You wonder if those were really his first thoughts, though, at least the suspenders part, since she was indeed — he does note — wearing suspenders when she played two packed sets at Webster Hall a couple weeks ago, one of which I was lucky enough to see. But Frere-Jones’s reference points aren’t all that different from what most writers note about her: she seems to dig the Renaissance and she has a seriously developed fashion sense.
I can relate, though, to not knowing quite how to write about Newsom or her music — the dense, lyrical, captivating song cycle on her new album Ys in particular: five epic songs, almost all clocking in at over ten minutes long.

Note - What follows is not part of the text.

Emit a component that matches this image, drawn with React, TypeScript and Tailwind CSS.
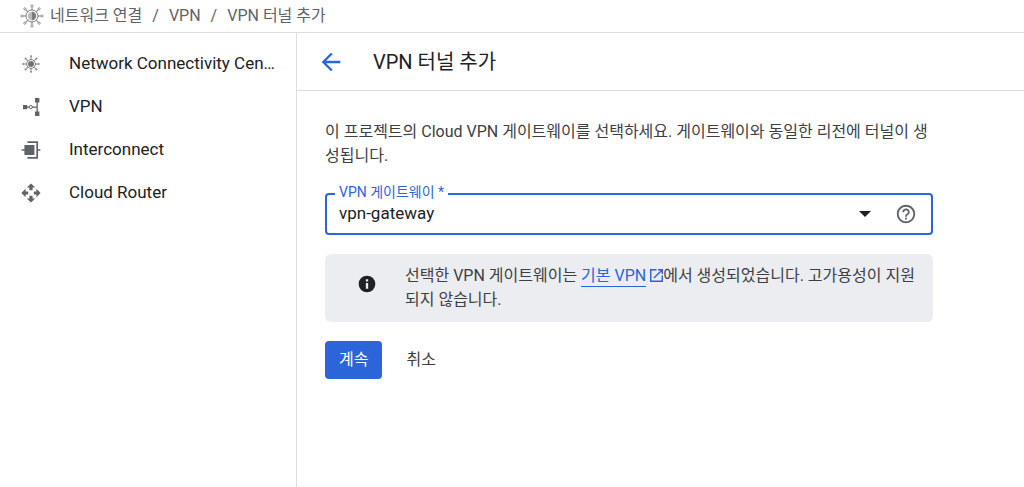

For one thing, though I’ve had the album on my iPod since September or so and had listened to it dozens of times before I heard her play it live, beginning to end, I felt at a loss to make sense of the songs without a lyrics sheet. They felt storylike, meaningful, riddled with twists and turns in plot and character and plays on words, folding back on verses or a chorus only in what seemed to be the most important moments (the opening and closing lines of “Sawdust and Diamonds,” for instance).
Once the album had finally been released last month and I had the words in front of me, I was stunned at how unable I’d been to piece them together into the coherent narratives they do, ultimately, form. One reason may have been that so much happens for Newsom, lyrically, line to line, even phrase to phrase, given her reliance on alliteration and internal rhyme or her preference for gerunds and adverbs, -ings and -lies, formal properties that combine to give a listener the lovely but disconcerting feeling that you’re tumbling down a hill. (Or, as she’d put it, tumbling, tumb-l-ing, tum-bull-ing.)
As in: “I wasn’t born of a whistle, or milked from a thistle at twilight. / No, I was all horns and thorns, sprung out fully and formed, knock-kneed and upright.”
Or this: “While the river was twisting and braiding, the bait bobbed, / and the string sobbed, as it cut through the hustling breeze.”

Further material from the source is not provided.